Teig’s purpose for the journey is twofold: to find evidence of the supernatural, and equally important, to document it on film and thus create a proof-of-concept worthy of being sold to one of those networks that airs ghost shows all weekend. He has a large rental truck, a mouthful of promises, and a haunting need to break big with what he feels is his last shot at success. He’s a middling but infinitely more likable Zak Baggins, tormented by the rather cliche visage of a dead sister who swore she'd haunt him if she died first (and of course, she did).

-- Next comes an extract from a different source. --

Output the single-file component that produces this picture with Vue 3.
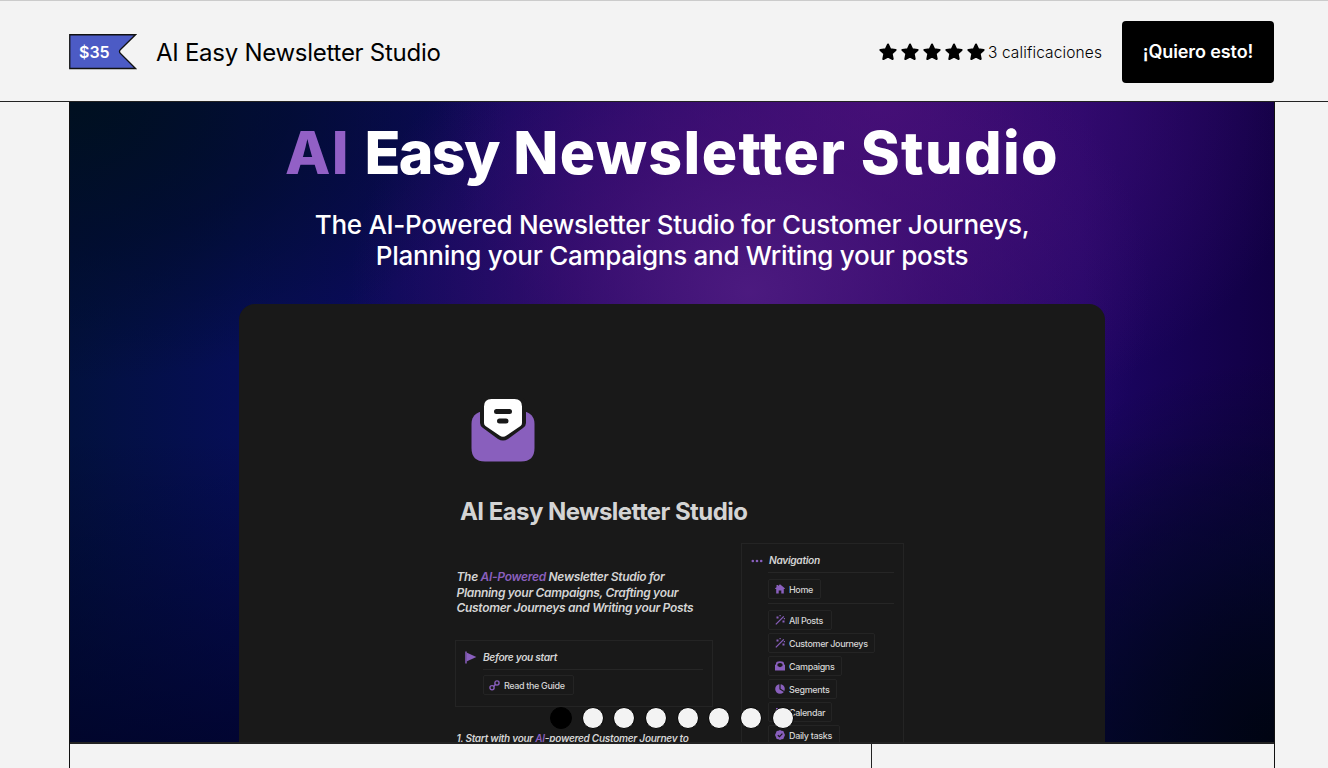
<template>
  <div class="page">
    <header class="topbar">
      <div class="price">
        <svg class="price-flag" width="68" height="36" viewBox="0 0 68 36">
          <path d="M.75 .75H66.5L51.5 15.5Q49.5 17.5 51.5 19.5L66.5 34.5H.75Z" fill="#4c5bc5" stroke="#111" stroke-width="1.3" />
        </svg>
        <span class="price-text">$35</span>
      </div>
      <h1 class="product-name">AI Easy Newsletter Studio</h1>
      <div class="rating">
        <svg v-for="n in 5" :key="n" class="star" width="18" height="18" viewBox="0 0 18 18">
          <path :d="starPath" fill="#000" stroke="#000" stroke-width="2" stroke-linejoin="round" />
        </svg>
        <span class="rating-text">3 calificaciones</span>
      </div>
      <button class="buy">¡Quiero esto!</button>
    </header>

    <main class="product">
      <section class="cover">
        <h2 class="cover-title"><span class="accent">AI</span> <span class="tight">Easy</span> Newsletter Studio</h2>
        <p class="cover-sub sub-one">The AI-Powered Newsletter Studio for Customer Journeys,</p>
        <p class="cover-sub">Planning your Campaigns and Writing your posts</p>

        <div class="mockup">
          <svg class="mail" width="64" height="64" viewBox="0 0 64 64">
            <path d="M8.5 14C3 16.500 .5 20 .5 26V50Q.5 63.500 14 63.500H50Q63.500 63.500 63.500 50V26C63.500 20 61 16.500 55.500 14Z" fill="#895fbd" />
            <path d="M20 -3H44Q55 -3 55 8V25Q55 28 52 30L37 41Q32 44 27 41L12 30Q9 28 9 25V8Q9 -3 20 -3Z" fill="#191919" />
            <path d="M20.500 1H43.500Q51 1 51 8.500V25Q51 27 49.500 28L35.500 37.500Q32 40 28.500 37.500L14.500 28Q13 27 13 25V8.500Q13 1 20.500 1Z" fill="#fff" />
            <path d="M25.500 13.500H38.500M28.500 23H35" stroke="#191919" stroke-width="5" stroke-linecap="round" />
          </svg>
          <h3 class="doc-title">AI Easy Newsletter Studio</h3>

          <div class="columns">
            <div class="intro-col">
              <div class="intro">
                <p>The <span class="accent">AI-Powered</span> Newsletter Studio for</p>
                <p>Planning your Campaigns, Crafting your</p>
                <p>Customer Journeys and Writing your Posts</p>
              </div>
              <div class="callout">
                <svg class="callout-icon" width="12" height="13" viewBox="0 0 12 13">
                  <path d="M1 .5V12.500" stroke="#895fbd" stroke-width="1.500" />
                  <path d="M1.500 1.500L11.500 6L1.500 10.500Z" fill="#895fbd" />
                </svg>
                <div class="callout-body">
                  <div class="callout-head start-head"><em>Before you start</em></div>
                  <div class="chip guide">
                    <svg width="11" height="11" viewBox="0 0 12 12" fill="none" stroke="#895fbd" stroke-width="1.500">
                      <circle cx="3.300" cy="8.500" r="2.300" />
                      <circle cx="8.700" cy="3.300" r="2.300" />
                      <path d="M5 7L7 5" />
                    </svg>
                    <span>Read the Guide</span>
                  </div>
                </div>
              </div>
              <p class="step">1. Start with your <span class="accent">AI</span>-powered Customer Journey to</p>
            </div>

            <div class="nav-box">
              <svg class="nav-dots" width="12" height="4" viewBox="0 0 12 4" fill="#895fbd">
                <circle cx="1.800" cy="2" r="1.300" />
                <circle cx="6" cy="2" r="1.300" />
                <circle cx="10.200" cy="2" r="1.300" />
              </svg>
              <div class="nav-body">
                <div class="callout-head nav-head"><em>Navigation</em></div>
                <div class="home-row">
                  <div class="chip" :style="{ width: home.width + 'px' }">
                    <svg width="10" height="10" viewBox="0 0 10 10"><path :d="home.icon" fill="#895fbd" /></svg>
                    <span>{{ home.label }}</span>
                  </div>
                </div>
                <div v-for="item in navItems" :key="item.label" class="chip" :style="{ width: item.width + 'px' }">
                  <svg width="10" height="10" viewBox="0 0 10 10">
                    <path :d="item.icon" fill="#895fbd" fill-rule="evenodd" />
                    <path v-if="item.line" :d="item.line" fill="none" :stroke="item.stroke" stroke-width="1.200" />
                  </svg>
                  <span>{{ item.label }}</span>
                </div>
              </div>
            </div>
          </div>
        </div>

        <div class="dots">
          <span v-for="n in 8" :key="n" :class="['dot', { active: n === 1 }]"></span>
        </div>
      </section>

      <section class="details">
        <div class="details-main"></div>
        <div class="details-side"></div>
      </section>
    </main>
  </div>
</template>

<script setup>
const starPath = 'M9 1.500L11.200 6.200L16.600 6.900L12.700 10.600L13.700 16L9 13.500L4.300 16L5.300 10.600L1.400 6.900L6.800 6.200Z'

const wand = 'M1.500 1.500H3.500V3.500H1.500ZM7.500 5.500H9.500V7.500H7.500ZM4.500 0H5.700V1.200H4.500ZM8.800 3H10V4.200H8.800Z'

const home = {
  label: 'Home',
  width: 53,
  icon: 'M5 .3L9.800 4.300V5H8.800V9.500H6.300V6.500H3.700V9.500H1.200V5H.2V4.300L1.500 3.200V1H3V2Z'
}

const navItems = [
  { label: 'All Posts', width: 64, icon: wand, line: 'M.8 9.300L8.800 1.300', stroke: '#895fbd' },
  { label: 'Customer Journeys', width: 107, icon: wand, line: 'M.8 9.300L8.800 1.300', stroke: '#895fbd' },
  { label: 'Campaigns', width: 74, icon: 'M0 4L1 3.200V2.500Q1 .3 5 .3T9 2.500V3.200L10 4V9.500H0ZM2.500 3V5L5 6.200L7.500 5V3Q5 1.200 2.500 3Z' },
  { label: 'Segments', width: 69, icon: 'M5 .2A4.800 4.800 0 1 0 9.800 5A4.800 4.800 0 0 0 5 .2Z', line: 'M5 0V5L9 7.500', stroke: '#191919' },
  { label: 'Calendar', width: 64, icon: 'M1 1H9V9H1Z' },
  { label: 'Daily tasks', width: 72, icon: 'M5 0L6.500 .7L8.300 1L9 2.800L10 5L9 7.200L8.300 9L6.500 9.300L5 10L3.500 9.300L1.700 9L1 7.200L0 5L1 2.800L1.700 1L3.500 .7Z', line: 'M2.800 5.200L4.500 6.700L7.400 3.600', stroke: '#191919' }
]
</script>

<style>
body {
  margin: 0;
  background: #f3f3f3;
  overflow: hidden;
}
</style>

<style scoped>
.page {
  height: 768px;
  box-sizing: border-box;
  border-top: 1px solid #cbcbcb;
  background: #f3f3f3;
  font-family: Inter, "Liberation Sans", sans-serif;
  color: #000;
  overflow: hidden;
}

h1,
h2,
h3,
p {
  margin: 0;
  white-space: nowrap;
}

.topbar {
  display: flex;
  align-items: center;
  height: 101px;
  box-sizing: border-box;
  padding: 1px 54px 0 69px;
  border-bottom: 1px solid #222;
}

.price {
  display: grid;
  width: 68px;
  height: 35px;
}

.price-flag,
.price-text {
  grid-area: 1 / 1;
}

.price-text {
  padding-left: 10px;
  font-size: 16px;
  font-weight: 600;
  line-height: 36px;
  color: #fff;
}

.product-name {
  margin-left: 19px;
  padding-top: 3px;
  font-size: 24px;
  font-weight: 400;
  line-height: 30px;
  letter-spacing: -0.27px;
}

.rating {
  display: flex;
  align-items: center;
  gap: 4px;
  margin-left: auto;
}

.rating-text {
  margin-left: -1.5px;
  padding-top: 2px;
  font-size: 15.5px;
  font-weight: 300;
  line-height: 20px;
  letter-spacing: 0.12px;
}

.buy {
  width: 152px;
  height: 62px;
  margin-left: 20px;
  padding: 1px 0 0;
  border: none;
  border-radius: 4px;
  background: #000;
  color: #fff;
  font: 600 18px/24px Inter, sans-serif;
  letter-spacing: -0.1px;
}

.product {
  width: 1206px;
  box-sizing: border-box;
  margin-left: 69px;
  border: 1px solid #111;
  border-top: none;
}

.cover {
  position: relative;
  height: 640px;
  overflow: hidden;
  background:
    radial-gradient(ellipse 400px 320px at 680px 190px, rgba(80, 28, 130, 0.9), rgba(72, 18, 120, 0.6) 45%, transparent 100%),
    radial-gradient(ellipse 440px 330px at 810px 0, rgba(72, 14, 120, 0.9), transparent 100%),
    radial-gradient(ellipse 440px 280px at 0 0, #001020, rgba(0, 12, 38, 0.65) 50%, transparent),
    radial-gradient(ellipse 360px 380px at 1204px 640px, #000412, rgba(0, 8, 34, 0.6) 50%, transparent),
    linear-gradient(0deg, rgba(0, 2, 38, 0.75), transparent 48%),
    linear-gradient(90deg, #02113e, #060e56 14%, #10065c 40%, #1c0564 84%, #110044);
}

.accent {
  color: #895fbd;
}

.cover-title {
  padding-top: 15px;
  text-align: center;
  color: #fff;
  font-size: 59px;
  font-weight: 800;
  line-height: 72px;
  letter-spacing: 1.4px;
}

.cover-title .accent {
  color: #9260c6;
}

.cover-title .tight {
  letter-spacing: -1.6px;
}

.cover-sub {
  text-align: center;
  color: #fff;
  font-size: 26px;
  font-weight: 500;
  line-height: 31px;
  letter-spacing: -0.28px;
}

.sub-one {
  margin-top: 20px;
}

.mockup {
  width: 866px;
  height: 438px;
  box-sizing: border-box;
  margin: 33px auto 0 169px;
  padding: 94px 0 0 217px;
  border-radius: 16px 16px 0 0;
  background: #191919;
  color: #d4d4d4;
  overflow: hidden;
}

.mail {
  display: block;
  margin-left: 15px;
}

.doc-title {
  margin: 34px 0 0 4px;
  font-size: 24px;
  font-weight: 700;
  line-height: 31px;
  letter-spacing: -0.56px;
}

.columns {
  display: flex;
  align-items: flex-start;
  gap: 28px;
  margin: 16px 0 0 -1px;
}

.intro-col {
  width: 258px;
}

.intro {
  padding: 26px 0 0 1.5px;
  font-size: 12px;
  font-style: italic;
  font-weight: 600;
  line-height: 15.7px;
  letter-spacing: -0.31px;
}

.callout {
  display: flex;
  height: 67px;
  box-sizing: border-box;
  margin-top: 24px;
  padding: 10px 9px 0 9px;
  border: 1px solid #242424;
}

.callout-body {
  width: 222px;
  margin-left: 6px;
}

.callout-head {
  font-size: 10.2px;
  font-weight: 600;
  line-height: 13px;
  letter-spacing: -0.32px;
  border-bottom: 1px solid #262626;
  white-space: nowrap;
}

.start-head {
  padding-bottom: 5px;
}

.chip {
  display: flex;
  align-items: center;
  gap: 4px;
  height: 20px;
  box-sizing: border-box;
  margin-bottom: 3px;
  padding-left: 6px;
  border: 1px solid #242424;
  border-radius: 2px;
  font-size: 9px;
  font-weight: 500;
  letter-spacing: -0.35px;
  white-space: nowrap;
}

.chip svg {
  flex-shrink: 0;
}

.guide {
  width: 91px;
  margin-top: 5px;
  padding-left: 5px;
}

.step {
  margin: 24px 0 0 1.5px;
  font-size: 10px;
  font-style: italic;
  font-weight: 600;
  line-height: 14px;
  letter-spacing: -0.26px;
}

.nav-box {
  display: flex;
  width: 163px;
  height: 260px;
  box-sizing: border-box;
  padding: 10px 9px 0 9px;
  border: 1px solid #242424;
}

.nav-dots {
  margin-top: 5px;
}

.nav-body {
  width: 126px;
  margin-left: 5px;
}

.nav-head {
  padding-bottom: 5px;
}

.nav-head em {
  padding-left: 1px;
}

.home-row {
  height: 31px;
  box-sizing: border-box;
  margin-bottom: 6px;
  padding-top: 6px;
  border-bottom: 1px solid #262626;
}

/* slide indicator sits over the cover image */
.dots {
  position: absolute;
  left: 480px;
  top: 605px;
  display: flex;
  gap: 9.7px;
}

.dot {
  width: 22px;
  height: 22px;
  box-sizing: border-box;
  border: 1px solid #000;
  border-radius: 50%;
  background: #f3f3f3;
}

.dot.active {
  background: #000;
}

.details {
  display: grid;
  grid-template-columns: 802px 1fr;
  height: 30px;
  border-top: 2px solid #222;
}

.details-main {
  border-right: 1px solid #222;
}
</style>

At the opening of the novel, Teig and Prentiss are on their way to meet a young former convict who hails from the region and promises to take them directly into its dark heart. They pick him up at a gas station, and later a young woman named Nari whose car had broken down along the way. Their broken party complete, they proceed to the town of Akhustm where they hope to extract terrible tales and effective B-roll from the frozen streets.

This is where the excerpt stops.